* [Problem description]:
Reproduce all the lines exactly as they stand, apart from the pictures.

* [Dataset content]:
----------------------------------------

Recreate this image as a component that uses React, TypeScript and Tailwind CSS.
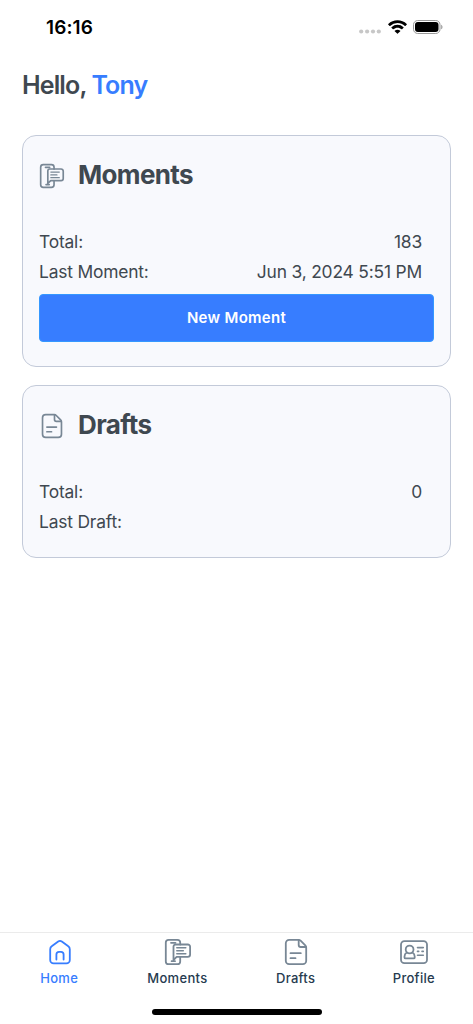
import type { ReactNode } from 'react';
import clsx from 'clsx';

type IconProps = { className?: string };

function Icon({ className, children }: IconProps & { children: ReactNode }) {
  return (
    <svg
      viewBox="0 0 28 28"
      fill="none"
      stroke="currentColor"
      strokeWidth={1.8}
      strokeLinecap="round"
      strokeLinejoin="round"
      className={clsx('shrink-0', className)}
    >
      {children}
    </svg>
  );
}

function HomeIcon({ className }: IconProps) {
  return (
    <Icon className={className}>
      <path d="M4.2 11.2c0-1.2.5-2.2 1.5-2.9l6.5-4.8c1.1-.8 2.5-.8 3.6 0l6.5 4.8c1 .7 1.5 1.7 1.5 2.9v10.8a3.4 3.4 0 0 1-3.4 3.4H7.6a3.4 3.4 0 0 1-3.4-3.4z" />
      <path d="M10.4 21.5v-5a2.6 2.6 0 0 1 2.6-2.6h2a2.6 2.6 0 0 1 2.6 2.6v5" />
    </Icon>
  );
}

function MomentsIcon({ className }: IconProps) {
  return (
    <Icon className={className}>
      <path d="M16.2 6.5V4.6a2.8 2.8 0 0 0-2.8-2.8H4.6a2.8 2.8 0 0 0-2.8 2.8v18.8a2.8 2.8 0 0 0 2.8 2.8h8.8a2.8 2.8 0 0 0 2.8-2.8V19.2" />
      <path d="M7 4.8h4.5M7.6 23.2h3.4" />
      <path d="M11.5 6.5h12.3a2.3 2.3 0 0 1 2.3 2.3v7.8a2.3 2.3 0 0 1-2.3 2.3H12.6l-3.1 3.2V8.5a2 2 0 0 1 2-2z" />
      <path d="M12.8 9.8h9M12.8 12.8h6.5M12.8 15.8h9" strokeWidth={1.5} />
    </Icon>
  );
}

function DraftsIcon({ className }: IconProps) {
  return (
    <Icon className={className}>
      <path d="M16.5 1.8H7.2a3.4 3.4 0 0 0-3.4 3.4v17.6a3.4 3.4 0 0 0 3.4 3.4h13.6a3.4 3.4 0 0 0 3.4-3.4V9.5a3 3 0 0 0-.9-2.1l-4.7-4.7a3 3 0 0 0-2.1-.9z" />
      <path d="M16.7 2v5a2 2 0 0 0 2 2h5.2M8.5 15.2h10.3M8.5 20.2h5" />
    </Icon>
  );
}

function ProfileIcon({ className }: IconProps) {
  return (
    <Icon className={className}>
      <rect x="1" y="3.2" width="26" height="22" rx="3.4" />
      <circle cx="9.6" cy="11.5" r="3.9" />
      <path d="M6.8 14.5c-1.5.8-2.3 2.2-2.3 4v.9c0 .6.4 1 1 1h8.2c.6 0 1-.4 1-1v-.9c0-1.8-.8-3.2-2.3-4" />
      <path d="M17.5 9.6h5.8M17.5 13.4h1.2M22 13.4h1.3M17.5 17.2h5.8" strokeWidth={1.6} />
    </Icon>
  );
}

function StatusBar() {
  return (
    <div className="flex h-[54px] items-center justify-between pr-[30px] pl-[46px] text-black">
      <span className="mt-0.5 text-[19px] font-semibold tracking-[0.1px]">16:16</span>
      <div className="flex items-center">
        <svg viewBox="0 0 22 5" className="mt-[9px] h-[5px] w-[22px] fill-[#c7c7c7]">
          <circle cx="2.2" cy="2.5" r="2.1" />
          <circle cx="8.1" cy="2.5" r="2.1" />
          <circle cx="14" cy="2.5" r="2.1" />
          <circle cx="19.8" cy="2.5" r="2.1" />
        </svg>
        <svg viewBox="0 0 17 12" className="ml-[7px] h-[14px] w-[19px]">
          <path d="M8.5 2.5c2.5 0 4.8.9 6.6 2.6.1.1.3.1.5 0l1.2-1.3c.2-.1.2-.4 0-.5a12 12 0 0 0-16.6 0c-.2.1-.2.4 0 .5l1.2 1.3c.2.1.4.1.5 0a9.6 9.6 0 0 1 6.6-2.6zm0 4.1c1.3 0 2.6.5 3.6 1.4.2.1.4.1.5 0l1.3-1.3c.1-.2.1-.4 0-.5a7.9 7.9 0 0 0-10.8 0c-.1.1-.1.3 0 .5l1.3 1.3c.1.1.3.1.5 0 1-.9 2.3-1.4 3.6-1.4zm2.5 2.8c.1.1.1.3 0 .4l-2.2 2.1a.4.4 0 0 1-.6 0L6 9.8c-.1-.1-.1-.3 0-.4a4 4 0 0 1 5 0z" />
        </svg>
        <svg viewBox="0 0 30 14" className="ml-[6px] h-[14px] w-[30px]">
          <rect x=".5" y=".5" width="26.5" height="13" rx="4.2" fill="none" stroke="#999" />
          <rect x="2" y="2" width="23.5" height="10" rx="2.9" />
          <path d="M28.2 4.7c1.7.7 1.7 3.9 0 4.6z" fill="#999" />
        </svg>
      </div>
    </div>
  );
}

function Row({ label, value }: { label: string; value?: string }) {
  return (
    <div className="flex h-[30px] items-center justify-between pr-3 text-[17.4px] tracking-[-0.18px]">
      <span>{label}</span>
      <span>{value}</span>
    </div>
  );
}

type CardProps = { title: string; icon: ReactNode; className: string; children: ReactNode };

function Card({ title, icon, className, children }: CardProps) {
  return (
    <section className={clsx('rounded-[14px] border border-[#c3cad9] bg-[#f8f9fd] px-4', className)}>
      <div className="flex h-[76px] items-center">
        <span className="mt-1">{icon}</span>
        <h2 className="ml-[13px] text-[26px] font-bold tracking-[-0.65px]">{title}</h2>
      </div>
      <div className="mt-[15px]">{children}</div>
    </section>
  );
}

const TABS = [
  { label: 'Home', icon: HomeIcon, active: true },
  { label: 'Moments', icon: MomentsIcon },
  { label: 'Drafts', icon: DraftsIcon },
  { label: 'Profile', icon: ProfileIcon },
];

function TabBar() {
  return (
    <nav className="flex h-[92px] flex-col items-center border-t border-[#ebebeb]">
      <div className="grid w-full grid-cols-4">
        {TABS.map(({ label, icon: TabIcon, active }) => (
          <button
            key={label}
            className={clsx('flex flex-col items-center pt-[5px]', active ? 'text-[#377dff]' : 'text-[#263b4f]')}
          >
            <TabIcon className={clsx('ml-px size-7', !active && 'text-[#788795]')} />
            <span className="mt-[2px] text-[13px] leading-5 font-medium tracking-[0.3px]">{label}</span>
          </button>
        ))}
      </div>
      <div className="mt-[21px] h-[6px] w-[170px] rounded-full bg-black" />
    </nav>
  );
}

export default function App() {
  return (
    <div className="flex h-screen flex-col bg-white font-['Inter',sans-serif] text-[#3f4850]">
      <StatusBar />
      <main className="flex-1 px-[22px]">
        <h1 className="pt-[11px] text-[25px] leading-10 font-semibold tracking-[-0.87px]">
          Hello, <span className="text-[#377dff]">Tony</span>
        </h1>
        <Card
          title="Moments"
          icon={<MomentsIcon className="size-[26px] text-[#788795]" />}
          className="mt-[30px] h-[232px]"
        >
          <Row label="Total:" value="183" />
          <Row label="Last Moment:" value="Jun 3, 2024 5:51 PM" />
          <button className="mt-[7px] h-12 w-full rounded-[4px] border border-[#3598ff] bg-[#377dff] text-[15px] font-semibold tracking-[0.3px] text-white">
            New Moment
          </button>
        </Card>
        <Card
          title="Drafts"
          icon={<DraftsIcon className="size-[26px] text-[#788795]" />}
          className="mt-[18px] h-[173px]"
        >
          <Row label="Total:" value="0" />
          <Row label="Last Draft:" />
        </Card>
      </main>
      <TabBar />
    </div>
  );
}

----------------------------------------

* [Answer for the task]:
Recreate this image as a component that uses React, TypeScript and Tailwind CSS.
import type { ReactNode } from 'react';
import clsx from 'clsx';

type IconProps = { className?: string };

function Icon({ className, children }: IconProps & { children: ReactNode }) {
  return (
    <svg
      viewBox="0 0 28 28"
      fill="none"
      stroke="currentColor"
      strokeWidth={1.8}
      strokeLinecap="round"
      strokeLinejoin="round"
      className={clsx('shrink-0', className)}
    >
      {children}
    </svg>
  );
}

function HomeIcon({ className }: IconProps) {
  return (
    <Icon className={className}>
      <path d="M4.2 11.2c0-1.2.5-2.2 1.5-2.9l6.5-4.8c1.1-.8 2.5-.8 3.6 0l6.5 4.8c1 .7 1.5 1.7 1.5 2.9v10.8a3.4 3.4 0 0 1-3.4 3.4H7.6a3.4 3.4 0 0 1-3.4-3.4z" />
      <path d="M10.4 21.5v-5a2.6 2.6 0 0 1 2.6-2.6h2a2.6 2.6 0 0 1 2.6 2.6v5" />
    </Icon>
  );
}

function MomentsIcon({ className }: IconProps) {
  return (
    <Icon className={className}>
      <path d="M16.2 6.5V4.6a2.8 2.8 0 0 0-2.8-2.8H4.6a2.8 2.8 0 0 0-2.8 2.8v18.8a2.8 2.8 0 0 0 2.8 2.8h8.8a2.8 2.8 0 0 0 2.8-2.8V19.2" />
      <path d="M7 4.8h4.5M7.6 23.2h3.4" />
      <path d="M11.5 6.5h12.3a2.3 2.3 0 0 1 2.3 2.3v7.8a2.3 2.3 0 0 1-2.3 2.3H12.6l-3.1 3.2V8.5a2 2 0 0 1 2-2z" />
      <path d="M12.8 9.8h9M12.8 12.8h6.5M12.8 15.8h9" strokeWidth={1.5} />
    </Icon>
  );
}

function DraftsIcon({ className }: IconProps) {
  return (
    <Icon className={className}>
      <path d="M16.5 1.8H7.2a3.4 3.4 0 0 0-3.4 3.4v17.6a3.4 3.4 0 0 0 3.4 3.4h13.6a3.4 3.4 0 0 0 3.4-3.4V9.5a3 3 0 0 0-.9-2.1l-4.7-4.7a3 3 0 0 0-2.1-.9z" />
      <path d="M16.7 2v5a2 2 0 0 0 2 2h5.2M8.5 15.2h10.3M8.5 20.2h5" />
    </Icon>
  );
}

function ProfileIcon({ className }: IconProps) {
  return (
    <Icon className={className}>
      <rect x="1" y="3.2" width="26" height="22" rx="3.4" />
      <circle cx="9.6" cy="11.5" r="3.9" />
      <path d="M6.8 14.5c-1.5.8-2.3 2.2-2.3 4v.9c0 .6.4 1 1 1h8.2c.6 0 1-.4 1-1v-.9c0-1.8-.8-3.2-2.3-4" />
      <path d="M17.5 9.6h5.8M17.5 13.4h1.2M22 13.4h1.3M17.5 17.2h5.8" strokeWidth={1.6} />
    </Icon>
  );
}

function StatusBar() {
  return (
    <div className="flex h-[54px] items-center justify-between pr-[30px] pl-[46px] text-black">
      <span className="mt-0.5 text-[19px] font-semibold tracking-[0.1px]">16:16</span>
      <div className="flex items-center">
        <svg viewBox="0 0 22 5" className="mt-[9px] h-[5px] w-[22px] fill-[#c7c7c7]">
          <circle cx="2.2" cy="2.5" r="2.1" />
          <circle cx="8.1" cy="2.5" r="2.1" />
          <circle cx="14" cy="2.5" r="2.1" />
          <circle cx="19.8" cy="2.5" r="2.1" />
        </svg>
        <svg viewBox="0 0 17 12" className="ml-[7px] h-[14px] w-[19px]">
          <path d="M8.5 2.5c2.5 0 4.8.9 6.6 2.6.1.1.3.1.5 0l1.2-1.3c.2-.1.2-.4 0-.5a12 12 0 0 0-16.6 0c-.2.1-.2.4 0 .5l1.2 1.3c.2.1.4.1.5 0a9.6 9.6 0 0 1 6.6-2.6zm0 4.1c1.3 0 2.6.5 3.6 1.4.2.1.4.1.5 0l1.3-1.3c.1-.2.1-.4 0-.5a7.9 7.9 0 0 0-10.8 0c-.1.1-.1.3 0 .5l1.3 1.3c.1.1.3.1.5 0 1-.9 2.3-1.4 3.6-1.4zm2.5 2.8c.1.1.1.3 0 .4l-2.2 2.1a.4.4 0 0 1-.6 0L6 9.8c-.1-.1-.1-.3 0-.4a4 4 0 0 1 5 0z" />
        </svg>
        <svg viewBox="0 0 30 14" className="ml-[6px] h-[14px] w-[30px]">
          <rect x=".5" y=".5" width="26.5" height="13" rx="4.2" fill="none" stroke="#999" />
          <rect x="2" y="2" width="23.5" height="10" rx="2.9" />
          <path d="M28.2 4.7c1.7.7 1.7 3.9 0 4.6z" fill="#999" />
        </svg>
      </div>
    </div>
  );
}

function Row({ label, value }: { label: string; value?: string }) {
  return (
    <div className="flex h-[30px] items-center justify-between pr-3 text-[17.4px] tracking-[-0.18px]">
      <span>{label}</span>
      <span>{value}</span>
    </div>
  );
}

type CardProps = { title: string; icon: ReactNode; className: string; children: ReactNode };

function Card({ title, icon, className, children }: CardProps) {
  return (
    <section className={clsx('rounded-[14px] border border-[#c3cad9] bg-[#f8f9fd] px-4', className)}>
      <div className="flex h-[76px] items-center">
        <span className="mt-1">{icon}</span>
        <h2 className="ml-[13px] text-[26px] font-bold tracking-[-0.65px]">{title}</h2>
      </div>
      <div className="mt-[15px]">{children}</div>
    </section>
  );
}

const TABS = [
  { label: 'Home', icon: HomeIcon, active: true },
  { label: 'Moments', icon: MomentsIcon },
  { label: 'Drafts', icon: DraftsIcon },
  { label: 'Profile', icon: ProfileIcon },
];

function TabBar() {
  return (
    <nav className="flex h-[92px] flex-col items-center border-t border-[#ebebeb]">
      <div className="grid w-full grid-cols-4">
        {TABS.map(({ label, icon: TabIcon, active }) => (
          <button
            key={label}
            className={clsx('flex flex-col items-center pt-[5px]', active ? 'text-[#377dff]' : 'text-[#263b4f]')}
          >
            <TabIcon className={clsx('ml-px size-7', !active && 'text-[#788795]')} />
            <span className="mt-[2px] text-[13px] leading-5 font-medium tracking-[0.3px]">{label}</span>
          </button>
        ))}
      </div>
      <div className="mt-[21px] h-[6px] w-[170px] rounded-full bg-black" />
    </nav>
  );
}

export default function App() {
  return (
    <div className="flex h-screen flex-col bg-white font-['Inter',sans-serif] text-[#3f4850]">
      <StatusBar />
      <main className="flex-1 px-[22px]">
        <h1 className="pt-[11px] text-[25px] leading-10 font-semibold tracking-[-0.87px]">
          Hello, <span className="text-[#377dff]">Tony</span>
        </h1>
        <Card
          title="Moments"
          icon={<MomentsIcon className="size-[26px] text-[#788795]" />}
          className="mt-[30px] h-[232px]"
        >
          <Row label="Total:" value="183" />
          <Row label="Last Moment:" value="Jun 3, 2024 5:51 PM" />
          <button className="mt-[7px] h-12 w-full rounded-[4px] border border-[#3598ff] bg-[#377dff] text-[15px] font-semibold tracking-[0.3px] text-white">
            New Moment
          </button>
        </Card>
        <Card
          title="Drafts"
          icon={<DraftsIcon className="size-[26px] text-[#788795]" />}
          className="mt-[18px] h-[173px]"
        >
          <Row label="Total:" value="0" />
          <Row label="Last Draft:" />
        </Card>
      </main>
      <TabBar />
    </div>
  );
}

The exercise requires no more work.